Senator
- In office 20 June 1929 – 29 May 1936

Personal details
- Born: Kathleen Anne Browne 1 October 1878 Bridgetown, County Wexford, Ireland
- Died: 9 October 1943 (aged 65) County Wexford, Ireland
- Party: Cumann na nGaedheal

= Kathleen Browne =

Irish politician and writer (1878–1943)

Kathleen Anne Browne (1 October 1878 – 9 October 1943) was an Irish politician, farmer, writer, historian and archaeologist. She was arrested after the Easter Rising and held in Kilmainham Gaol. During the Civil War, she was Pro-Treaty and joined Cumann na nGaedheal. She was a member of Seanad Éireann from 1929 to 1936. She was a fluent speaker of Yola, an Anglic language of Wexford.

== Early life ==
Browne was born on 1 October 1878 to Michael Browne, a farmer, shopkeeper and local politician, and Mary Eleanor Stafford. She was the eldest of five children. Her father's family was of Norman extraction and had lived at Rathcronan Castle since the 13th century. Her mother's family lived in Baldwinstown Castle, County Wexford. Michael Browne was a poor law guardian and a member of Wexford's first County Council. He supported Home Rule and had worked with Charles Stewart Parnell.

Browne was educated at a convent school in Wexford. As a child, she shared her father's interest in politics and was a young member of the Kilmore branch of the Ladies' Land League. She was a romantic nationalist and loved to dress in Celtic clothing and pose with an Irish wolfhound. she was secretary of the county committee of the Gaelic League.

Browne became an agriculturist and expert in dairy management. She lectured with the Department of Agriculture and Technical Instruction for Ireland. She was one of the first farmers in Ireland to grow sugar beet and was on the executive of the Beet Growers Association, as well as the Loch Garman Cooperative Society, the Wexford Agricultural Society and the Irish Farmers' Union. She took over the management of the family farm when her father died in 1912.

== Political activity ==
Browne joined Sinn Féin in 1912 and the Irish Volunteers in 1914 and flew a tricolour from her family home, Rathronan Castle, during the Easter Rising. She was arrested and imprisoned in Kilmainham and Mountjoy prisons, along with her friend Nell Ryan. She took the Pro-Treaty side during the Civil War, joining Cumann na nGaedheal. Ryan was Anti-Treaty and their friendship did not survive the Civil War.

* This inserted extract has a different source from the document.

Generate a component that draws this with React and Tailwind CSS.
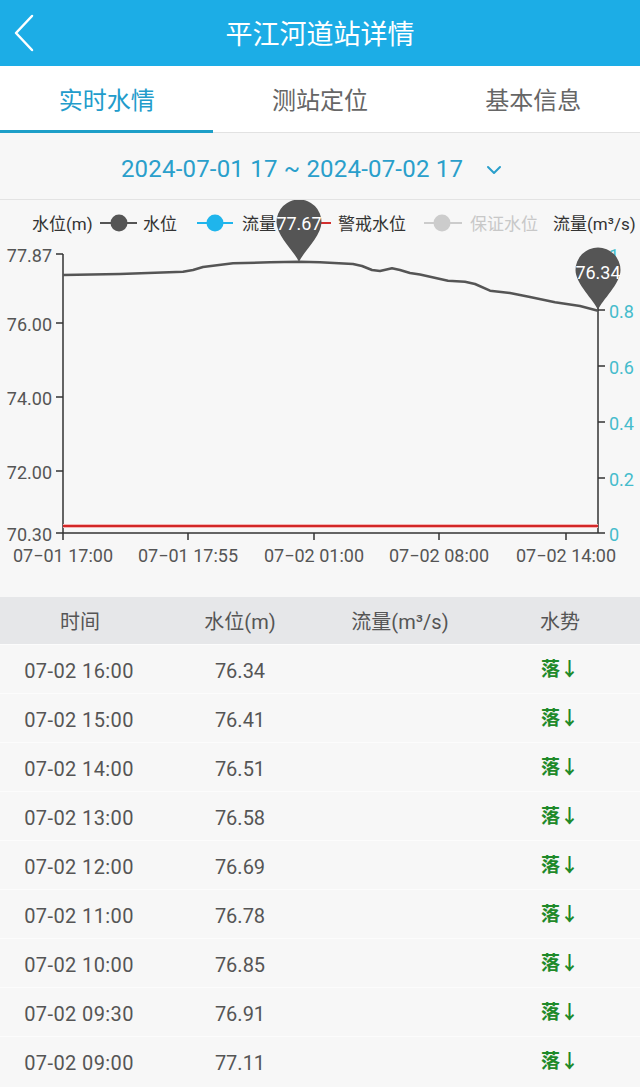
import React from "react";

const rows = [
  ["07-02 16:00", "76.34"],
  ["07-02 15:00", "76.41"],
  ["07-02 14:00", "76.51"],
  ["07-02 13:00", "76.58"],
  ["07-02 12:00", "76.69"],
  ["07-02 11:00", "76.78"],
  ["07-02 10:00", "76.85"],
  ["07-02 09:30", "76.91"],
  ["07-02 09:00", "77.11"],
];

const pts = [
  [63, 276], [120, 275], [183, 272.7], [193, 271], [203, 268], [233, 264.3], [270, 263.3],
  [299, 262.7], [320, 263.3], [353, 265], [362, 267], [372, 271], [380, 272], [392, 269.3],
  [400, 271], [410, 274], [420, 275.5], [448, 281.7], [465, 282.7], [475, 285], [490, 291.7],
  [510, 294], [530, 298], [555, 303.3], [580, 307], [598, 311.7],
];

function pinPath(x, y) {
  const r = 22.5;
  return `M${x},${y} C${x - 4},${y - 10} ${x - r},${y - 26} ${x - r},${y - 40} A${r},${r} 0 1 1 ${x + r},${y - 40} C${x + r},${y - 26} ${x + 4},${y - 10} ${x},${y} Z`;
}

function Chart() {
  const font = "Roboto, 'Noto Sans CJK SC', sans-serif";
  const line = pts.map((p, i) => `${i ? "L" : "M"}${p[0]},${p[1]}`).join(" ");
  const leftTicks = [[255, "77.87"], [324, "76.00"], [398, "74.00"], [472, "72.00"], [534, "70.30"]];
  const rightTicks = [[255, "1"], [311, "0.8"], [367, "0.6"], [423, "0.4"], [479, "0.2"], [534, "0"]];
  const xTicks = [[63, "07−01 17:00"], [188, "07−01 17:55"], [314, "07−02 01:00"], [439, "07−02 08:00"], [566, "07−02 14:00"]];
  return (
    <svg width="640" height="397" viewBox="0 201 640 397" className="block" style={{ fontFamily: font }}>
      {/* legend */}
      <g fontSize="17" dominantBaseline="central">
        <text x="32" y="225" fill="#333">水位(m)</text>
        <line x1="100" y1="224" x2="137" y2="224" stroke="#555" strokeWidth="2" />
        <circle cx="119" cy="224" r="8.5" fill="#555" />
        <text x="143" y="225" fill="#333">水位</text>
        <line x1="197" y1="224" x2="233" y2="224" stroke="#1fb5ec" strokeWidth="2" />
        <circle cx="215" cy="224" r="8.5" fill="#1fb5ec" />
        <text x="242" y="225" fill="#333">流量</text>
        <line x1="300" y1="224" x2="331" y2="224" stroke="#d32f2f" strokeWidth="2" />
        <text x="338" y="225" fill="#333">警戒水位</text>
        <line x1="424" y1="224" x2="462" y2="224" stroke="#cccccc" strokeWidth="2" />
        <circle cx="442" cy="224" r="8.5" fill="#cccccc" />
        <text x="470" y="225" fill="#c8c8c8">保证水位</text>
        <text x="553" y="225" fill="#333">流量(m³/s)</text>
      </g>
      {/* axes */}
      <line x1="63" y1="255" x2="63" y2="534" stroke="#333" strokeWidth="1.5" />
      <line x1="598" y1="255" x2="598" y2="534" stroke="#333" strokeWidth="1.5" />
      <line x1="63" y1="534" x2="598" y2="534" stroke="#333" strokeWidth="1.5" />
      <g fontSize="18" dominantBaseline="central">
        {leftTicks.map(([y, t]) => (
          <g key={t}>
            <line x1="56" y1={y} x2="63" y2={y} stroke="#333" strokeWidth="1.5" />
            <text x="52" y={y + 1} textAnchor="end" fill="#555">{t}</text>
          </g>
        ))}
        {rightTicks.map(([y, t]) => (
          <g key={t}>
            <line x1="598" y1={y} x2="605" y2={y} stroke="#333" strokeWidth="1.5" />
            <text x="609" y={y + 1} fill="#45bccc">{t}</text>
          </g>
        ))}
        {xTicks.map(([x, t]) => (
          <g key={t}>
            <line x1={x} y1="534" x2={x} y2="541" stroke="#333" strokeWidth="1.5" />
            <text x={x} y="556" textAnchor="middle" fill="#555">{t}</text>
          </g>
        ))}
      </g>
      {/* warning line */}
      <line x1="63" y1="527" x2="598" y2="527" stroke="#f5b5b5" strokeWidth="4" />
      <line x1="63" y1="527" x2="598" y2="527" stroke="#d32727" strokeWidth="2" />
      {/* data line */}
      <path d={line} fill="none" stroke="#555" strokeWidth="2.5" strokeLinejoin="round" />
      {/* pins */}
      <path d={pinPath(299, 263)} fill="#555" />
      <text x="299" y="224" textAnchor="middle" dominantBaseline="central" fontSize="18" fill="#fff">77.67</text>
      <path d={pinPath(598, 311)} fill="#555" />
      <text x="598" y="273" textAnchor="middle" dominantBaseline="central" fontSize="18" fill="#fff">76.34</text>
    </svg>
  );
}

export default function App() {
  return (
    <div className="w-[640px] h-[1087px] overflow-hidden bg-[#f7f7f7] font-['Roboto','Noto_Sans_CJK_SC',sans-serif]">
      {/* header */}
      <div className="h-[66px] bg-[#1cade6] flex items-center">
        <div className="w-[60px] flex items-center pl-[12px]">
          <svg width="24" height="40" viewBox="0 0 24 40">
            <polyline points="20,3 4,20 20,37" fill="none" stroke="#fff" strokeWidth="2.5" strokeLinecap="round" strokeLinejoin="round" />
          </svg>
        </div>
        <div className="flex-1 text-center text-white text-[27px] pt-[4px]">平江河道站详情</div>
        <div className="w-[60px]" />
      </div>
      {/* tabs */}
      <div className="h-[67px] bg-white grid grid-cols-3 border-b border-[#e2e2e2]">
        <div className="flex items-center justify-center pt-[6px] text-[24px] text-[#229ccb] border-b-[3px] border-[#1e9fc8] -mb-px">实时水情</div>
        <div className="flex items-center justify-center pt-[4px] text-[24px] text-[#666]">测站定位</div>
        <div className="flex items-center justify-center pt-[4px] text-[24px] text-[#666]">基本信息</div>
      </div>
      {/* date */}
      <div className="h-[67px] flex items-center justify-center gap-[18px] pt-[5px] pr-[16px] border-b border-[#e3e3e3]">
        <span className="text-[24px] text-[#2a9fcb] tracking-[0.2px]">2024-07-01 17 ~ 2024-07-02 17</span>
        <svg width="18" height="12" viewBox="0 0 18 12" className="mt-[2px] ml-[4px]">
          <polyline points="3,3 9,9 15,3" fill="none" stroke="#2a9fcb" strokeWidth="2" strokeLinecap="round" strokeLinejoin="round" />
        </svg>
      </div>
      <Chart />
      {/* table */}
      <div className="h-[47px] bg-[#e6e7e9] grid grid-cols-4 text-[20px] text-[#555] pt-[3px]">
        <div className="flex items-center justify-center">时间</div>
        <div className="flex items-center justify-center">水位(m)</div>
        <div className="flex items-center justify-center">流量(m³/s)</div>
        <div className="flex items-center justify-center">水势</div>
      </div>
      {rows.map(([t, v]) => (
        <div key={t} className="h-[49px] grid grid-cols-4 text-[20px] text-[#555] pt-[3px] border-t border-[#fcfcfc] first:border-t-0">
          <div className="flex items-center justify-center tracking-[0.4px] pr-[2px]">{t}</div>
          <div className="flex items-center justify-center">{v}</div>
          <div />
          <div className="flex items-center justify-center text-[19px] text-[#1f8a2a] font-bold">落↓</div>
        </div>
      ))}
    </div>
  );
}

She was elected to Seanad Éireann of the Irish Free State as a Cumann na nGaedheal member, at a by-election on 20 June 1929. The by-election was caused by the death of Alice Stopford Green. She was re-elected for three years in 1931 and was re-elected for nine years in 1934.

She joined the Army Comrades Association, known as the Blueshirts, in 1933. Partly because she wore her blue blouse (the garb of the ACA) in the Seanad and the Dáil during this period, the wearing of political uniforms was banned in both houses. Browne claimed not be a fascist, but had joined ranks with the ACA because she shared their Anti-Communist and Republican viewpoints. Following the merger of the Blueshirts into Fine Gael, she remained a part of the Fine Gael faction rather than continuing to follow O'Duffy's ventures such as the National Corporate Party.

At this point she seemed to gravitate more towards the new Fine Gael leader W. T. Cosgrave, who she became personal friends with. She served as a senator until 29 May 1936 when the Free State Seanad was abolished.

== Historical and conservation activity ==
Browne was a member of the Wexford Library committee, the Royal Society of Antiquaries of Ireland, the Society for the Preservation of the Memorials of the Dead, and the Uí Cinnsealaigh Historical Society. She wrote widely on the history and antiquities of County Wexford, with a particular interest in the Norman period and the castles of County Wexford. Her Short History of County Wexford was approved as a textbook for schools by the Department of Education in 1927.

Browne was also a naturalist and was instrumental in having the Great Saltee Island conserved as a bird sanctuary in 1938.

=== Yola ===
Browne was a fluent speaker of Yola, an extinct English dialect once commonly spoken in parts of Wexford. She wrote a number of articles about it, including The Ancient Dialect of the Baronies of Forth and Bargy in 1927.

== Death ==
Browne died in a nursing home on 9 October 1943, eight days after her 65th birthday. The Kathleen Browne Festival is held every year to honour Browne in her hometown of Bridgetown.